Extract, in full, the lines below, beginning at the first and ending with the line that contains "const BLUE = '#1f80e6'". Pictures do not belong in the copy.

Collected material ▸
-*-
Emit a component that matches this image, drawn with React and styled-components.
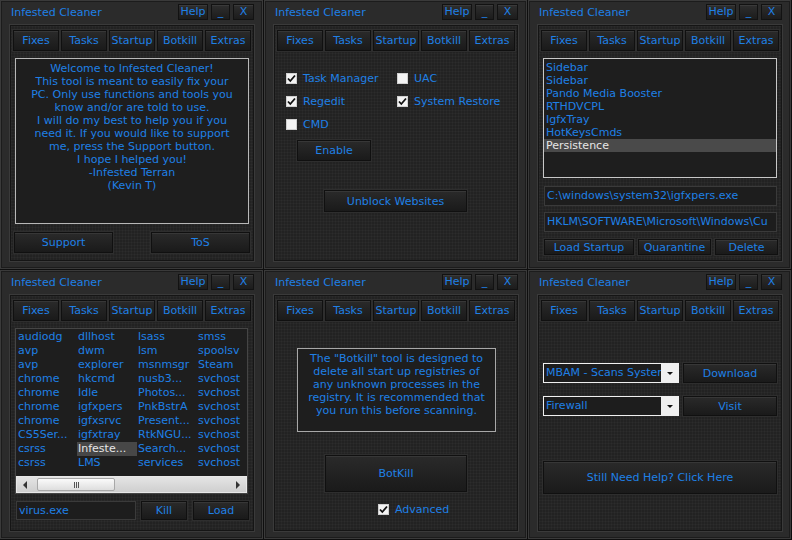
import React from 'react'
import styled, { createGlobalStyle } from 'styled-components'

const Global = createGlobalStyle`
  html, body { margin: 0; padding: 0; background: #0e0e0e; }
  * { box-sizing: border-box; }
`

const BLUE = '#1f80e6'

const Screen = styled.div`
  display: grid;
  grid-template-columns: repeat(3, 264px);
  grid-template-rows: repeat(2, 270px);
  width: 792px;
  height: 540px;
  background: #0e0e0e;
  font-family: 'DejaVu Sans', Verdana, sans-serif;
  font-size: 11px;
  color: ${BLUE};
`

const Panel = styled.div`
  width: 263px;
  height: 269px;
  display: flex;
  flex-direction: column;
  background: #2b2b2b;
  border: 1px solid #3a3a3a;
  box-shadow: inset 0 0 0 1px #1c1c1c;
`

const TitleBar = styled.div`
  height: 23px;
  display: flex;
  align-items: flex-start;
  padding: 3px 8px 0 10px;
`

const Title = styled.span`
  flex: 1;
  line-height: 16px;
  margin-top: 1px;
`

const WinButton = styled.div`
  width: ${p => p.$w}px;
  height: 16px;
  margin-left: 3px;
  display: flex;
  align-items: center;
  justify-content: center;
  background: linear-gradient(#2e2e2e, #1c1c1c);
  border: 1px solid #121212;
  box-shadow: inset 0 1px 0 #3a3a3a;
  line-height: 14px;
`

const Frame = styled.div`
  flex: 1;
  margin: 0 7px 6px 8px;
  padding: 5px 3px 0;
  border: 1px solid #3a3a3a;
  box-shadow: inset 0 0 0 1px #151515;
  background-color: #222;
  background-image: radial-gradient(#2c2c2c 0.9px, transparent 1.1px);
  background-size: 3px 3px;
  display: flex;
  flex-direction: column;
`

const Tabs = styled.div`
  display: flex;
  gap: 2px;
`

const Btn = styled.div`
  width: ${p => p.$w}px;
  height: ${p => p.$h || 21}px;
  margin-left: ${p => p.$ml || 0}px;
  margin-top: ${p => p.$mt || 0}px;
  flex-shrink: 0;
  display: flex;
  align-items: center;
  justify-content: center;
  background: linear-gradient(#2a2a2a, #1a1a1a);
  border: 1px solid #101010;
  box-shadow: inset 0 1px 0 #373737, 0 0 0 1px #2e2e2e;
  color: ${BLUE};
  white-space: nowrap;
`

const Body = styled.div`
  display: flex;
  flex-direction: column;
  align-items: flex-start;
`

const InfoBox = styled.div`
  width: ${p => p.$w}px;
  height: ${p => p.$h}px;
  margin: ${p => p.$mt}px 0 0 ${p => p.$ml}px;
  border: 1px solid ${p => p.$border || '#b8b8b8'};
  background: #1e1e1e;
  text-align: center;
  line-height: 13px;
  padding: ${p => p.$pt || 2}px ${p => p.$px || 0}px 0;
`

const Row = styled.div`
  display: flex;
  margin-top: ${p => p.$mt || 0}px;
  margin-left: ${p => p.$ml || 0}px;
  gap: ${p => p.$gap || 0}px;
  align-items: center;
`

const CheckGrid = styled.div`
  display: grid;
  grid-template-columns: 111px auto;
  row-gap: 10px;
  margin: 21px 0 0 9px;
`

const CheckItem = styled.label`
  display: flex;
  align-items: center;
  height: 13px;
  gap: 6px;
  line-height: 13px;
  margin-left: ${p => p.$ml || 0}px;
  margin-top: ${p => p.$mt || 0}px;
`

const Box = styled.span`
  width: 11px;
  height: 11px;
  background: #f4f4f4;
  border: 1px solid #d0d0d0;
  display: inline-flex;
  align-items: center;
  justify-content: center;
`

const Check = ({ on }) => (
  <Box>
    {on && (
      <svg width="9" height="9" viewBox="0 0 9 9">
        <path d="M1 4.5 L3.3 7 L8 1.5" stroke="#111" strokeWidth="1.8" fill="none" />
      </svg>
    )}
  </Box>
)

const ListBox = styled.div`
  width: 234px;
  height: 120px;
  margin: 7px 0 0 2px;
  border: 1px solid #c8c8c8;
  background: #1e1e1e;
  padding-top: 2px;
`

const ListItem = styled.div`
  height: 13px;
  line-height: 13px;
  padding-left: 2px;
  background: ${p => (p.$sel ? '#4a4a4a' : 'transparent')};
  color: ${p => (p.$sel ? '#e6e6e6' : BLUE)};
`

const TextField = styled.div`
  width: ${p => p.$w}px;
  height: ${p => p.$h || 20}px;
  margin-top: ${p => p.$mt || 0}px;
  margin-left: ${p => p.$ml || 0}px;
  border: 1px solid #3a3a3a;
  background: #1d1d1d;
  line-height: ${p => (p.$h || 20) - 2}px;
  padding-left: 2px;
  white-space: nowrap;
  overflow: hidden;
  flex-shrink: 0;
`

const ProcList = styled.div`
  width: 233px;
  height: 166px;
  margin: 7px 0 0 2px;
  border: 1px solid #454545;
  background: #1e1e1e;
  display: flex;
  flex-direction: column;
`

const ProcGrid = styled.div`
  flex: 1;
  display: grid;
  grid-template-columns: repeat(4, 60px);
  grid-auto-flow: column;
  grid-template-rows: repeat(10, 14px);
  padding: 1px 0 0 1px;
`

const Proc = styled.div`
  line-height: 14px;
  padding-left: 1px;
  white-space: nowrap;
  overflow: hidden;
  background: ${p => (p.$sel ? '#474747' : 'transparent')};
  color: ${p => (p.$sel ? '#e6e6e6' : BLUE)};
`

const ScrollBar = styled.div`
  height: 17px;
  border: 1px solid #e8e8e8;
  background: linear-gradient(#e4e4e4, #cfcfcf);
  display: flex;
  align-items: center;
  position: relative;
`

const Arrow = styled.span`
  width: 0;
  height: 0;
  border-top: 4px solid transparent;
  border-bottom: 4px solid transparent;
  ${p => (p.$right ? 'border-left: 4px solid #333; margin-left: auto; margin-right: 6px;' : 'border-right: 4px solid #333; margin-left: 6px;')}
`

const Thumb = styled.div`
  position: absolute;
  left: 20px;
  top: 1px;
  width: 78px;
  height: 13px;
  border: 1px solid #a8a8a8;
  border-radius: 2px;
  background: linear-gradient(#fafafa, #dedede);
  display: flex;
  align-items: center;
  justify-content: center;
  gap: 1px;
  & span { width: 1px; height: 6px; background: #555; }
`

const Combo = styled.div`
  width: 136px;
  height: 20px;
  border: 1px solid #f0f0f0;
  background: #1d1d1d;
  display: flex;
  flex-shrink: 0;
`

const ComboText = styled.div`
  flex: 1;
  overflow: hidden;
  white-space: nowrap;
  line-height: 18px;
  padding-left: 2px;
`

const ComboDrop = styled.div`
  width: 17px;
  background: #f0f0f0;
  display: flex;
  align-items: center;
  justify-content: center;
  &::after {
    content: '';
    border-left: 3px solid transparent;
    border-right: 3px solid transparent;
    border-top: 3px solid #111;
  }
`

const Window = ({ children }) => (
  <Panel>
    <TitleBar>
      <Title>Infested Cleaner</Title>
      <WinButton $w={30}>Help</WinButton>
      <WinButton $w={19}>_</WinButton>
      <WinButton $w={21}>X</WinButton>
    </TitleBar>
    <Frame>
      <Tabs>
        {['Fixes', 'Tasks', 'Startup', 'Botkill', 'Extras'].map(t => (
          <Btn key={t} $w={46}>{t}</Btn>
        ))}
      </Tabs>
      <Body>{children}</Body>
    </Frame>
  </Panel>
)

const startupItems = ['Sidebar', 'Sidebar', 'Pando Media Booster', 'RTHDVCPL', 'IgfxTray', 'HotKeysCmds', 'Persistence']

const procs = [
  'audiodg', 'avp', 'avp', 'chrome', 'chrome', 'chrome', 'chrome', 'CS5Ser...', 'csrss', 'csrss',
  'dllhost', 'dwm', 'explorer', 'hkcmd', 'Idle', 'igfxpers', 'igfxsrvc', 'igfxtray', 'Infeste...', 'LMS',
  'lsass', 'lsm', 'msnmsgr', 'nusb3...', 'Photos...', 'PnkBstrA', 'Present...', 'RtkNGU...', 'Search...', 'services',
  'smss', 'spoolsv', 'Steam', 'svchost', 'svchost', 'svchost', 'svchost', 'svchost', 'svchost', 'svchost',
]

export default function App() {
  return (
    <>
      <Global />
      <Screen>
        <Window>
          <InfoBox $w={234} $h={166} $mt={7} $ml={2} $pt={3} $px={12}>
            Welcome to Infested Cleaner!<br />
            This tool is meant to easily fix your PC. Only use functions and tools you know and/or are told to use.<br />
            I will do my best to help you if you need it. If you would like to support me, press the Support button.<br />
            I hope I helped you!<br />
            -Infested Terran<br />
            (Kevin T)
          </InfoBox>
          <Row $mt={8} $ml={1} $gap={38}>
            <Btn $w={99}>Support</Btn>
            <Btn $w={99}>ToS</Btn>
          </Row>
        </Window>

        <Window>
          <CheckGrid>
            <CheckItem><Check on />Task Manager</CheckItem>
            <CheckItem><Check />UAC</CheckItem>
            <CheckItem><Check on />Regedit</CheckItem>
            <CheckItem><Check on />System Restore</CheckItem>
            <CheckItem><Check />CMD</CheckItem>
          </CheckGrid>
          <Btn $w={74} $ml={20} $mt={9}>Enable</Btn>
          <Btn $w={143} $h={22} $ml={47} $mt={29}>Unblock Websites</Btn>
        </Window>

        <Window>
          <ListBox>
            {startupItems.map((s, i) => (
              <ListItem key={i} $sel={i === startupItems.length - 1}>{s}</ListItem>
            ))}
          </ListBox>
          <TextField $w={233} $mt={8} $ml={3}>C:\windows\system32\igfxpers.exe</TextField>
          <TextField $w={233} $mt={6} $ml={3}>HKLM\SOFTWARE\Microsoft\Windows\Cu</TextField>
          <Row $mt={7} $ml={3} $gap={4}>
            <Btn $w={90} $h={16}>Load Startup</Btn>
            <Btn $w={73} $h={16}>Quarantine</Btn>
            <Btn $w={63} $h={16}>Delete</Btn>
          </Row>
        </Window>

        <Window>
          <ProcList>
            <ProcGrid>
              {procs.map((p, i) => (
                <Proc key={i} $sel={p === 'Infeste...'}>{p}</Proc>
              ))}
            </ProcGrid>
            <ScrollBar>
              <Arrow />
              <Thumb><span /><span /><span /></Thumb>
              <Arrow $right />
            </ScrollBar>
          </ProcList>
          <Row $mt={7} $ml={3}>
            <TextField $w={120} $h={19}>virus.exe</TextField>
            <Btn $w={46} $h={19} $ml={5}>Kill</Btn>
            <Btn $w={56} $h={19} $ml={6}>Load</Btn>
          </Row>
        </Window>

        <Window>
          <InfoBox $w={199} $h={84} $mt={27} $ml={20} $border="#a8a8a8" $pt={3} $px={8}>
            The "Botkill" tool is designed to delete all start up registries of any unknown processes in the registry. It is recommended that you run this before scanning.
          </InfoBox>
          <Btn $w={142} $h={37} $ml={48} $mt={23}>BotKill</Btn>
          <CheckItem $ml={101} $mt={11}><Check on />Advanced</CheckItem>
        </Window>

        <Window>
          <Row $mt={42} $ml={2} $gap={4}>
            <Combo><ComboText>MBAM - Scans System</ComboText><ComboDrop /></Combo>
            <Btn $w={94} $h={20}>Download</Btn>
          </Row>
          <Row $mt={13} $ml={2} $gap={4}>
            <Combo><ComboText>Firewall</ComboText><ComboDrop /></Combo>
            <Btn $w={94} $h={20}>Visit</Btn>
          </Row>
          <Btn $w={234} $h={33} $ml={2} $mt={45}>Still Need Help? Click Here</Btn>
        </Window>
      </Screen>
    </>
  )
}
-*-
Exercise answer ▸
Emit a component that matches this image, drawn with React and styled-components.
import React from 'react'
import styled, { createGlobalStyle } from 'styled-components'

const Global = createGlobalStyle`
  html, body { margin: 0; padding: 0; background: #0e0e0e; }
  * { box-sizing: border-box; }
`

const BLUE = '#1f80e6'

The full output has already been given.